Феликс и раньше наблюдал подобное бурное аффективное поведение больных, то тогда, в прошлой жизни, у него были медикаменты, санитары, а сейчас он должен был лично иметь дело с любым эмоциональным проявлением своей группы. Он привык, часто бывал сам поколочен, поцарапан или даже укушен. Но, дело было не в нем самом, а в больных. Они считались неопасными для общества, не содержались в специальных клиниках. Феликс должен был внимательно следить за проявлениями самоповреждений, т.е они принимались рвать на себе волосы, царапать себе лицо, биться головой о стену. В общем у него в центре было 'не соскучишься', следовало все время быть настороже, Феликс от этого очень уставал, давно возненавидел свою безрадостную мрачную работу, о которой он ни с кем не распространялся, но которая их худо-бедно кормила. Сначала, когда он только нашел эту работу, он собой очень гордился: ну как же – по специальности! Он лицензию получил и его 'допустили' к ответственной должности. Но как же вся его бессмысленная деятельность отличалась от его должности в институте судебной психиатрии. Все он про своих 'психов' понимал, мог бы написать подробнейшие истории болезни, да только никому это было здесь не нужно. Клеят свои открытки и ладно … Феликс горько вздохнул. Он не хотел уезжать в эмиграцию, он так и знал. Ладно, что тут говорить.

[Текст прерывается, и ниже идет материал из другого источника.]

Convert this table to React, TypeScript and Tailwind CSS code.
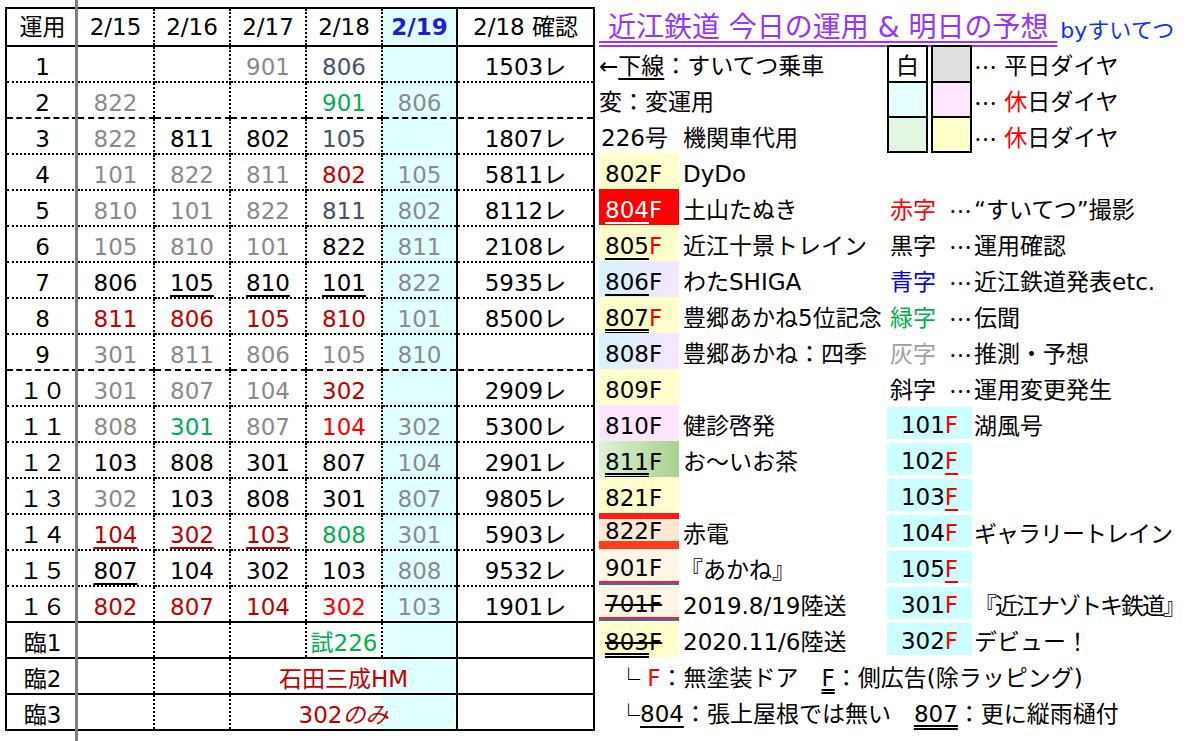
import React from "react";

const JP = "font-['Noto_Sans_CJK_JP',sans-serif]";

const tone: Record<string, string> = {
  g: "text-[#8a8a8a]",
  s: "text-[#44546a]",
  k: "text-black",
  r: "text-[#c00000]",
  R: "text-[#ff0000]",
  n: "text-[#00b050]",
};

// value + colour key + optional underline key (u: black, x: red)
const rows: [string, string[], string][] = [
  ["1", ["", "", "901g", "806s", ""], "1503レ"],
  ["2", ["822g", "", "", "901n", "806g"], ""],
  ["3", ["822g", "811k", "802k", "105s", ""], "1807レ"],
  ["4", ["101g", "822g", "811g", "802r", "105g"], "5811レ"],
  ["5", ["810g", "101g", "822g", "811s", "802g"], "8112レ"],
  ["6", ["105g", "810g", "101g", "822k", "811g"], "2108レ"],
  ["7", ["806k", "105ku", "810ku", "101ku", "822g"], "5935レ"],
  ["8", ["811r", "806r", "105r", "810r", "101g"], "8500レ"],
  ["9", ["301g", "811g", "806g", "105g", "810g"], ""],
  ["１０", ["301g", "807g", "104g", "302r", ""], "2909レ"],
  ["１１", ["808g", "301n", "807g", "104R", "302g"], "5300レ"],
  ["１２", ["103k", "808k", "301k", "807k", "104g"], "2901レ"],
  ["１３", ["302g", "103k", "808k", "301k", "807g"], "9805レ"],
  ["１４", ["104rx", "302rx", "103rx", "808n", "301g"], "5903レ"],
  ["１５", ["807ku", "104k", "302k", "103k", "808g"], "9532レ"],
  ["１６", ["802r", "807r", "104r", "302R", "103g"], "1901レ"],
];

const DOT_R = "border-r-2 border-r-black [border-right-style:dotted]";
const SOL_R = "border-r-2 border-r-black";
const SOL_B = "border-b-2 border-b-black";
const CYAN = "bg-[#e0ffff]";
const TD = "pt-[6px] text-center";

const bottomOf = (i: number) =>
  i === 1 || i === 8
    ? "border-b-2 border-b-black [border-bottom-style:dashed]"
    : i === 15
      ? SOL_B
      : "border-b-2 border-b-black [border-bottom-style:dotted]";

function Num({ code }: { code: string }) {
  if (!code) return null;
  const v = code.slice(0, 3);
  const u = code[4];
  const line =
    u === "u"
      ? "underline decoration-2 underline-offset-[4px] decoration-black"
      : u === "x"
        ? "underline decoration-2 underline-offset-[4px] decoration-[#c00000]"
        : "";
  return <span className={`${tone[code[3]]} ${line}`}>{v}</span>;
}

function OpsTable() {
  return (
    <table className="w-[588px] table-fixed border-collapse border-2 border-black">
      <colgroup>
        <col className="w-[72px]" />
        <col className="w-[76px]" />
        <col className="w-[76px]" />
        <col className="w-[76px]" />
        <col className="w-[76px]" />
        <col className="w-[75px]" />
        <col className="w-[137px]" />
      </colgroup>
      <thead>
        <tr className="h-[38px]">
          <th className={`font-normal ${SOL_B}`}>運用</th>
          <th className={`font-normal ${SOL_B} ${DOT_R}`}>2/15</th>
          <th className={`font-normal ${SOL_B} ${DOT_R}`}>2/16</th>
          <th className={`font-normal ${SOL_B} ${DOT_R}`}>2/17</th>
          <th className={`font-normal ${SOL_B} ${DOT_R}`}>2/18</th>
          <th className={`font-bold text-[#1f1fcc] ${CYAN} ${SOL_B} ${SOL_R}`}>2/19</th>
          <th className={`font-normal ${SOL_B} ${SOL_R}`}>2/18 確認</th>
        </tr>
      </thead>
      <tbody>
        {rows.map(([label, cells, check], i) => (
          <tr key={i} className="h-[36px]">
            <td className={`${TD} ${bottomOf(i)}`}>{label}</td>
            {cells.map((c, j) => (
              <td
                key={j}
                className={`${TD} ${bottomOf(i)} ${j === 4 ? `${SOL_R} ${CYAN}` : DOT_R}`}
              >
                <Num code={c} />
              </td>
            ))}
            <td className={`${TD} ${bottomOf(i)} ${SOL_R}`}>{check}</td>
          </tr>
        ))}
        <tr className="h-[36px]">
          <td className={`${TD} ${SOL_B}`}>臨1</td>
          <td className={`${DOT_R} ${SOL_B}`} />
          <td className={`${DOT_R} ${SOL_B}`} />
          <td className={`${DOT_R} ${SOL_B}`} />
          <td className={`${TD} text-[#00b050] ${DOT_R} ${SOL_B}`}>試226</td>
          <td className={`${CYAN} ${SOL_R} ${SOL_B}`} />
          <td className={`${SOL_R} ${SOL_B}`} />
        </tr>
        <tr className="h-[36px]">
          <td className={`${TD} ${SOL_B}`}>臨2</td>
          <td className={`${DOT_R} ${SOL_B}`} />
          <td className={`${DOT_R} ${SOL_B}`} />
          <td
            colSpan={3}
            className={`${TD} bg-[linear-gradient(to_right,#ffffff_66.6%,#e0ffff_66.6%)] text-[#c00000] ${SOL_R} ${SOL_B}`}
          >
            石田三成HM
          </td>
          <td className={`${SOL_R} ${SOL_B}`} />
        </tr>
        <tr className="h-[36px]">
          <td className={`${TD} ${SOL_B}`}>臨3</td>
          <td className={`${DOT_R} ${SOL_B}`} />
          <td className={`${DOT_R} ${SOL_B}`} />
          <td
            colSpan={3}
            className={`${TD} bg-[linear-gradient(to_right,#ffffff_66.6%,#e0ffff_66.6%)] text-[#c00000] ${SOL_R} ${SOL_B}`}
          >
            302<span className="italic">のみ</span>
          </td>
          <td className={`${SOL_R} ${SOL_B}`} />
        </tr>
      </tbody>
    </table>
  );
}

const Ell = () => <span className={JP}>…</span>;
const U = ({ children, c = "decoration-black" }: { children: React.ReactNode; c?: string }) => (
  <span className={`underline decoration-2 underline-offset-[4px] ${c}`}>{children}</span>
);
const UU = ({ children }: { children: React.ReactNode }) => (
  <span className="underline decoration-double decoration-black underline-offset-[3px]">{children}</span>
);
const RedF = () => <span className="text-[#ff0000]">F</span>;

function RRow({
  f,
  fCls = "",
  name,
  mid,
  tail,
}: {
  f: React.ReactNode;
  fCls?: string;
  name?: React.ReactNode;
  mid?: React.ReactNode;
  tail?: React.ReactNode;
}) {
  return (
    <div className="flex h-[36px] whitespace-nowrap">
      <div className={`flex w-[80px] items-center pl-[6px] pt-[6px] ${fCls}`}>{f}</div>
      <div className="flex w-[208px] items-center pl-[4px] pt-[6px]">{name}</div>
      <div className="flex w-[85px] items-center">{mid}</div>
      <div className="flex flex-1 items-center pl-[2px] pt-[6px]">{tail}</div>
    </div>
  );
}

const Key = ({ label, cls }: { label: string; cls: string }) => (
  <div className="flex w-full items-center justify-between pl-[3px] pt-[6px]">
    <span className={cls}>{label}</span>
    <Ell />
  </div>
);

const Side = ({ children }: { children: React.ReactNode }) => (
  <div className="flex h-[32px] w-full items-center justify-center bg-[#ccffff] pt-[5px]">{children}</div>
);

const LINE = "flex h-[36px] items-center pt-[6px]";

function Legend() {
  return (
    <div className="ml-[4px] w-[603px]">
      <div className="flex h-[38px] items-end whitespace-nowrap pb-[3px]">
        <span className="text-[28px] text-[#9933ff] underline decoration-[#9933ff] decoration-double underline-offset-[4px]">
          {"\u00a0近江鉄道 今日の運用 & 明日の予想\u00a0"}
        </span>
        <span className="pl-[3px] text-[22px] text-[#1030ff]">byすいてつ</span>
      </div>

      <div className="flex whitespace-nowrap">
        <div className="w-[288px]">
          <div className={LINE}>
            ←<U>下線</U>：すいてつ乗車
          </div>
          <div className={LINE}>変：変運用</div>
          <div className={LINE}>
            <span className="w-[84px] pl-[2px]">226号</span>機関車代用
          </div>
        </div>
        <div className="flex h-[108px] w-[85px] gap-[3px]">
          <div className="flex w-[41px] flex-col border-2 border-black">
            <div className="flex h-[34px] items-center justify-center bg-white pt-[5px]">白</div>
            <div className="h-[35px] border-t-2 border-black bg-[#e6ffff]" />
            <div className="h-[35px] border-t-2 border-black bg-[#e2f6e2]" />
          </div>
          <div className="flex w-[41px] flex-col border-2 border-black">
            <div className="h-[34px] bg-[#e0e0e0]" />
            <div className="h-[35px] border-t-2 border-black bg-[#ffe6ff]" />
            <div className="h-[35px] border-t-2 border-black bg-[#ffffcc]" />
          </div>
        </div>
        <div className="pl-[2px]">
          <div className={LINE}>
            <Ell />
            {"\u00a0"}平日ダイヤ
          </div>
          <div className={LINE}>
            <Ell />
            {"\u00a0"}
            <span className="text-[#ff0000]">休</span>日ダイヤ
          </div>
          <div className={LINE}>
            <Ell />
            {"\u00a0"}
            <span className="text-[#ff0000]">休</span>日ダイヤ
          </div>
        </div>
      </div>

      <RRow f="802F" fCls="bg-[#ffffcc]" name="DyDo" />
      <RRow
        f={
          <span className="text-white">
            <U c="decoration-white">804</U>F
          </span>
        }
        fCls="bg-[#ff0000]"
        name="土山たぬき"
        mid={<Key label="赤字" cls="text-[#ff0000]" />}
        tail="“すいてつ”撮影"
      />
      <RRow
        f={
          <>
            <U>805</U>
            <RedF />
          </>
        }
        fCls="bg-[#ffffcc]"
        name="近江十景トレイン"
        mid={<Key label="黒字" cls="text-black" />}
        tail="運用確認"
      />
      <RRow
        f={
          <>
            <U>806</U>F
          </>
        }
        fCls="bg-[linear-gradient(to_right,#d4f4fc,#f7e6ff)]"
        name="わたSHIGA"
        mid={<Key label="青字" cls="text-[#0000ff]" />}
        tail="近江鉄道発表etc."
      />
      <RRow
        f={
          <>
            <UU>807</UU>
            <RedF />
          </>
        }
        fCls="bg-[#ffffcc]"
        name="豊郷あかね5位記念"
        mid={<Key label="緑字" cls="text-[#00b050]" />}
        tail="伝聞"
      />
      <RRow
        f="808F"
        fCls="bg-[linear-gradient(to_right,#d4f4fc,#f7e6ff)]"
        name="豊郷あかね：四季"
        mid={<Key label="灰字" cls="text-[#a0a0a0]" />}
        tail="推測・予想"
      />
      <RRow f="809F" fCls="bg-[#ffffcc]" mid={<Key label="斜字" cls="text-black" />} tail="運用変更発生" />
      <RRow
        f="810F"
        fCls="bg-[#fde6fc]"
        name="健診啓発"
        mid={
          <Side>
            101
            <RedF />
          </Side>
        }
        tail="湖風号"
      />
      <RRow
        f={
          <>
            <UU>811</UU>F
          </>
        }
        fCls="bg-[linear-gradient(to_right,#def2d6,#a9d18e)]"
        name="お～いお茶"
        mid={
          <Side>
            102
            <U c="decoration-[#ff0000]">
              <RedF />
            </U>
          </Side>
        }
      />
      <RRow
        f="821F"
        fCls="bg-[#ffffcc]"
        mid={
          <Side>
            103
            <U c="decoration-[#ff0000]">
              <RedF />
            </U>
          </Side>
        }
      />
      <RRow
        f="822F"
        fCls="border-t-[6px] border-b-[8px] border-t-[#ff1a1a] border-b-[#ff3d1f] bg-[#fde9d3] !pt-[2px]"
        name="赤電"
        mid={
          <Side>
            104
            <RedF />
          </Side>
        }
        tail={<span className="tracking-[-1px]">ギャラリートレイン</span>}
      />
      <RRow
        f={
          <div className="flex h-full w-full items-center border-b-2 border-b-[#ff2020] pl-[6px]">901F</div>
        }
        fCls="!pl-0 border-b-2 border-b-[#2f6fc0] bg-[#fff6e8]"
        name={<span className="-ml-[3px]">『あかね』</span>}
        mid={
          <Side>
            105
            <U c="decoration-[#ff0000]">
              <RedF />
            </U>
          </Side>
        }
      />
      <RRow
        f={
          <div className="flex h-full w-full items-center border-b-2 border-b-[#ff2020] pl-[6px]">
            <span className="line-through">701F</span>
          </div>
        }
        fCls="!pl-0 border-b-2 border-b-[#2f6fc0] bg-[#fff6e8]"
        name="2019.8/19陸送"
        mid={
          <Side>
            301
            <RedF />
          </Side>
        }
        tail={<span className="tracking-[-2px]">『近江ナゾトキ鉄道』</span>}
      />
      <RRow
        f={
          <span className="line-through">
            <UU>803</UU>F
          </span>
        }
        fCls="bg-[#ffffcc]"
        name="2020.11/6陸送"
        mid={
          <Side>
            302
            <RedF />
          </Side>
        }
        tail="デビュー！"
      />
      <div className={`${LINE} whitespace-nowrap pl-[18px]`}>
        <span className={JP}>└</span>
        {"\u00a0"}
        <RedF />
        ：無塗装ドア　<UU>F</UU>：側広告(除ラッピング)
      </div>
      <div className={`${LINE} whitespace-nowrap pl-[18px]`}>
        <span className={JP}>└</span>
        <U>804</U>：張上屋根では無い　<UU>807</UU>：更に縦雨樋付
      </div>
    </div>
  );
}

export default function App() {
  return (
    <div className="relative h-[741px] w-[1200px] overflow-hidden bg-white font-['DejaVu_Sans','Noto_Sans_CJK_JP',sans-serif] text-[23px] leading-none text-black">
      <div className="flex pl-[5px] pt-[7px]">
        <OpsTable />
        <Legend />
      </div>
      <div className="absolute bottom-0 left-[75px] top-0 w-[3px] bg-[#7f7f7f]" />
    </div>
  );
}
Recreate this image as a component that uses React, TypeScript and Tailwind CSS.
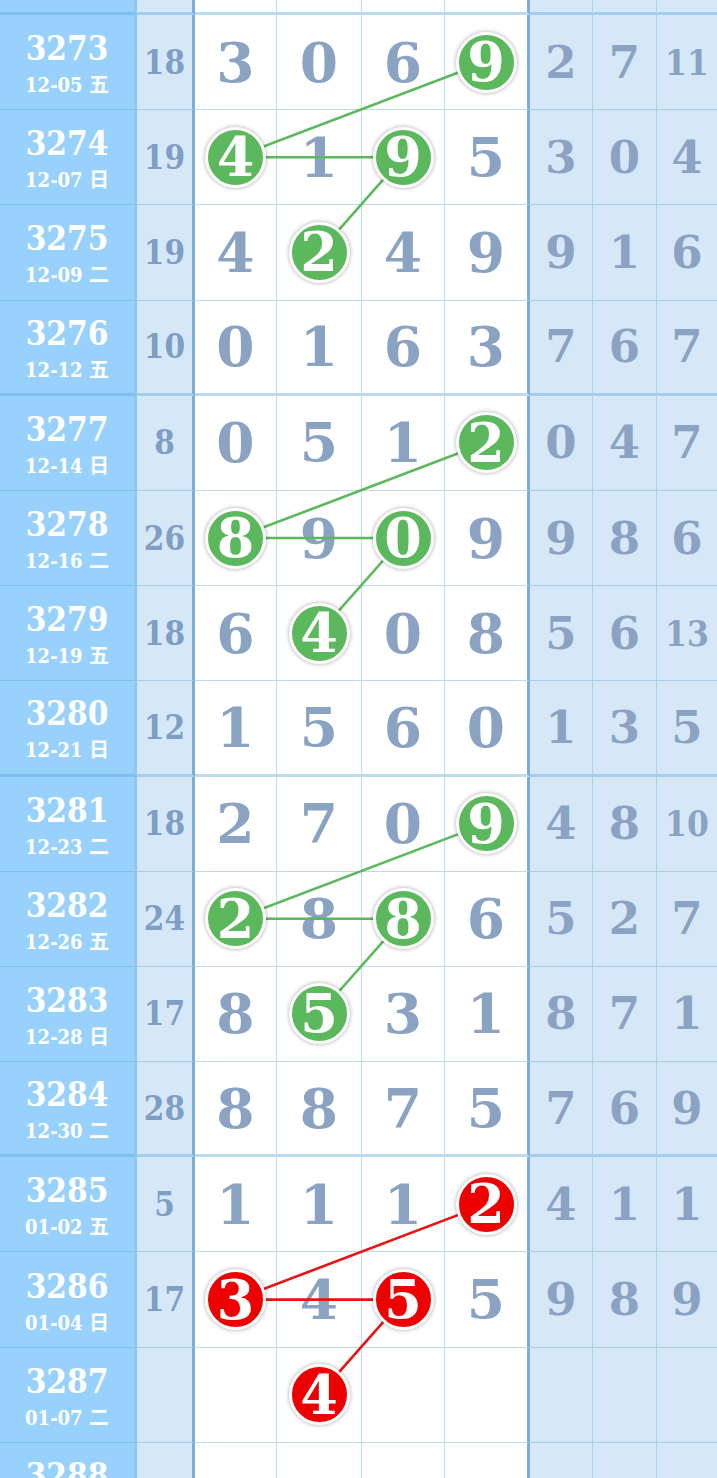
type Row = { n: string; d: string; s: string; m: (number | null)[]; r: (number | null)[] };

const rows: Row[] = [
  { n: "3273", d: "12-05 五", s: "18", m: [3, 0, 6, 9], r: [2, 7, 11] },
  { n: "3274", d: "12-07 日", s: "19", m: [4, 1, 9, 5], r: [3, 0, 4] },
  { n: "3275", d: "12-09 二", s: "19", m: [4, 2, 4, 9], r: [9, 1, 6] },
  { n: "3276", d: "12-12 五", s: "10", m: [0, 1, 6, 3], r: [7, 6, 7] },
  { n: "3277", d: "12-14 日", s: "8", m: [0, 5, 1, 2], r: [0, 4, 7] },
  { n: "3278", d: "12-16 二", s: "26", m: [8, 9, 0, 9], r: [9, 8, 6] },
  { n: "3279", d: "12-19 五", s: "18", m: [6, 4, 0, 8], r: [5, 6, 13] },
  { n: "3280", d: "12-21 日", s: "12", m: [1, 5, 6, 0], r: [1, 3, 5] },
  { n: "3281", d: "12-23 二", s: "18", m: [2, 7, 0, 9], r: [4, 8, 10] },
  { n: "3282", d: "12-26 五", s: "24", m: [2, 8, 8, 6], r: [5, 2, 7] },
  { n: "3283", d: "12-28 日", s: "17", m: [8, 5, 3, 1], r: [8, 7, 1] },
  { n: "3284", d: "12-30 二", s: "28", m: [8, 8, 7, 5], r: [7, 6, 9] },
  { n: "3285", d: "01-02 五", s: "5", m: [1, 1, 1, 2], r: [4, 1, 1] },
  { n: "3286", d: "01-04 日", s: "17", m: [3, 4, 5, 5], r: [9, 8, 9] },
  { n: "3287", d: "01-07 二", s: "", m: [null, 4, null, null], r: [null, null, null] },
  { n: "3288", d: "01-09 四", s: "", m: [null, null, null, null], r: [null, null, null] },
];

// circled cells: [row, col]
const groupHits = (g: number): [number, number][] => [
  [g * 4, 3],
  [g * 4 + 1, 0],
  [g * 4 + 1, 2],
  [g * 4 + 2, 1],
];
const hits = new Set<string>();
for (let g = 0; g < 4; g++) groupHits(g).forEach(([r, c]) => hits.add(`${r}-${c}`));

const TOP = 15;
const RH = 95.2;
const colX = [235.5, 319, 403, 486];
const rowY = (i: number) => TOP + i * RH + 47;

const serif = "font-['DejaVu_Serif','Noto_Sans_CJK_SC',serif] font-bold";
const narrow = "font-['DejaVu_Serif_Condensed','DejaVu_Serif','Noto_Sans_CJK_SC',serif] font-bold [font-stretch:condensed]";
const line = "border-b-[rgba(88,165,215,0.4)]";

const mainW = ["w-[82px]", "w-[85px]", "w-[83px]", "w-[85px]"];

function Ball({ v, red }: { v: number; red: boolean }) {
  return (
    <div
      className={`relative z-10 flex h-[61px] w-[61px] items-center justify-center rounded-full border-[3px] border-white shadow-[0_0_4px_rgba(0,0,0,0.35)] ${
        red ? "bg-[#ee0000]" : "bg-[#5cb85c]"
      }`}
    >
      <span className={`${serif} text-[54px] leading-none text-white`}>{v}</span>
    </div>
  );
}

function TableRow({ row, i }: { row: Row; i: number }) {
  const b = i % 4 === 3 ? "border-b-[3px]" : "border-b";
  return (
    <div className="flex h-[95.2px]">
      <div className={`flex w-[137px] flex-col items-center justify-center gap-[10px] border-r-[3px] border-r-[#8cc8f2] bg-[#99d1fd] pt-[3px] ${b} ${line} text-white ${narrow}`}>
        <div className="text-[33px] leading-none">{row.n}</div>
        <div className="text-[20px] leading-none">{row.d}</div>
      </div>
      <div className={`flex w-[58px] items-center justify-center border-r-[3px] border-r-[#79aed5] bg-[#d6e8f8] ${b} ${line}`}>
        <span className={`${narrow} text-[33px] leading-none text-[#7e9ec3]`}>{row.s}</span>
      </div>
      {row.m.map((v, c) => {
        const hit = hits.has(`${i}-${c}`);
        const val = hit ? (row.m[c] ?? (i === 14 ? 4 : 0)) : v;
        return (
          <div
            key={c}
            className={`flex ${mainW[c]} items-center justify-center bg-white ${b} ${line} ${
              c === 3 ? "border-r-[3px] border-r-[#79aed5]" : "border-r border-r-[#bcdcef]"
            }`}
          >
            {hit ? (
              <Ball v={val as number} red={i >= 12} />
            ) : (
              v !== null && <span className={`${serif} text-[55px] leading-none text-[#8aa3c3]`}>{v}</span>
            )}
          </div>
        );
      })}
      {row.r.map((v, c) => (
        <div
          key={c}
          className={`flex items-center justify-center bg-[#d6e8f8] ${b} ${line} ${
            c === 0 ? "w-[63px] border-r border-r-[#a9d2ec]" : c === 1 ? "w-[64px] border-r border-r-[#a9d2ec]" : "flex-1"
          }`}
        >
          {v !== null && (
            <span className={`leading-none text-[#8ba3c3] ${v > 9 ? `${narrow} text-[35px]` : `${serif} text-[45px]`}`}>{v}</span>
          )}
        </div>
      ))}
    </div>
  );
}

function Links() {
  const segs: { x1: number; y1: number; x2: number; y2: number; red: boolean }[] = [];
  for (let g = 0; g < 4; g++) {
    const h = groupHits(g);
    for (let k = 0; k < 3; k++) {
      const [r1, c1] = h[k];
      const [r2, c2] = h[k + 1];
      segs.push({ x1: colX[c1], y1: rowY(r1), x2: colX[c2], y2: rowY(r2), red: g === 3 });
    }
  }
  return (
    <svg className="pointer-events-none absolute left-0 top-0 z-[5]" width={717} height={1560}>
      {segs.map((s, k) => (
        <line key={k} x1={s.x1} y1={s.y1} x2={s.x2} y2={s.y2} stroke={s.red ? "#ee1111" : "#5cb85c"} strokeWidth={2.6} />
      ))}
    </svg>
  );
}

export default function App() {
  return (
    <div className="relative h-[1478px] w-[717px] overflow-hidden bg-white">
      <div className="flex h-[15px]">
        <div className={`w-[137px] border-b-[3px] border-r-[3px] border-r-[#8cc8f2] bg-[#99d1fd] ${line}`} />
        <div className={`w-[58px] border-b-[3px] border-r-[3px] border-r-[#79aed5] bg-[#d6e8f8] ${line}`} />
        {mainW.map((w, c) => (
          <div
            key={c}
            className={`${w} border-b-[3px] bg-white ${line} ${c === 3 ? "border-r-[3px] border-r-[#79aed5]" : "border-r border-r-[#bcdcef]"}`}
          />
        ))}
        <div className={`w-[63px] border-b-[3px] border-r border-r-[#a9d2ec] bg-[#d6e8f8] ${line}`} />
        <div className={`w-[64px] border-b-[3px] border-r border-r-[#a9d2ec] bg-[#d6e8f8] ${line}`} />
        <div className={`flex-1 border-b-[3px] bg-[#d6e8f8] ${line}`} />
      </div>
      {rows.map((row, i) => (
        <TableRow key={row.n} row={row} i={i} />
      ))}
      <Links />
    </div>
  );
}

А вот Аня его волновала. Вот что было важно. Какая-то она была не 'такая', что-то было с ней не то. Она уже усаживалась на диване, чтобы смотреть телевизор. Он украдкой за ней наблюдал, он это умел … 'украдкой', чтобы больной и не подозревал, что за ним наблюдают. К Аниному внешнему виду он привык. С тех пор, как они познакомились прошло 45 лет, или что-то вроде того. Его стильная красотка 'серебряного века', одновременно призывная и холодноватая, уже не существовала. Веки набрякли, глаза, уже, кстати, вовсе не ярко-зеленые, стали казаться меньше, кожа на щеках обвисла, носогубные морщины придавали ее лицу какое-то недоброе, озабоченное выражение, ее замечательные белокурые волосы поредели, плохо лежали и сильно поседели. Про фигуру и говорить было нечего: круглый животик на тонких ножках. Ах, Анька, Анька … хотя он и сам был не лучше. Его синие глаза всегда слезились, были сухими и он несколько раз в день закапывал себе 'искусственную' слезу, которая потом 'вытекала'. Он замечал, что стал меньше ростом и при ходьбе шаркал ногами. Это-то ладно, но когда они смотрели телевизор, его, вдруг, одолевала неудержимая сонливость: шел фильм или передача, а он начинал мерно сопеть и похрапывать. Аня его иногда окликала, а иногда, он знал, она продолжала смотреть, а он спал, и все, как она говорила, самое интересное, пропускал. Потом встряхивался и говорил 'что, что… я не спал', а сам спал. Аня говорила, что он 'старпёр', и в ее голосе он не слышал снисхождения. Ну, что ж, старились они с ней, ничего не поделаешь.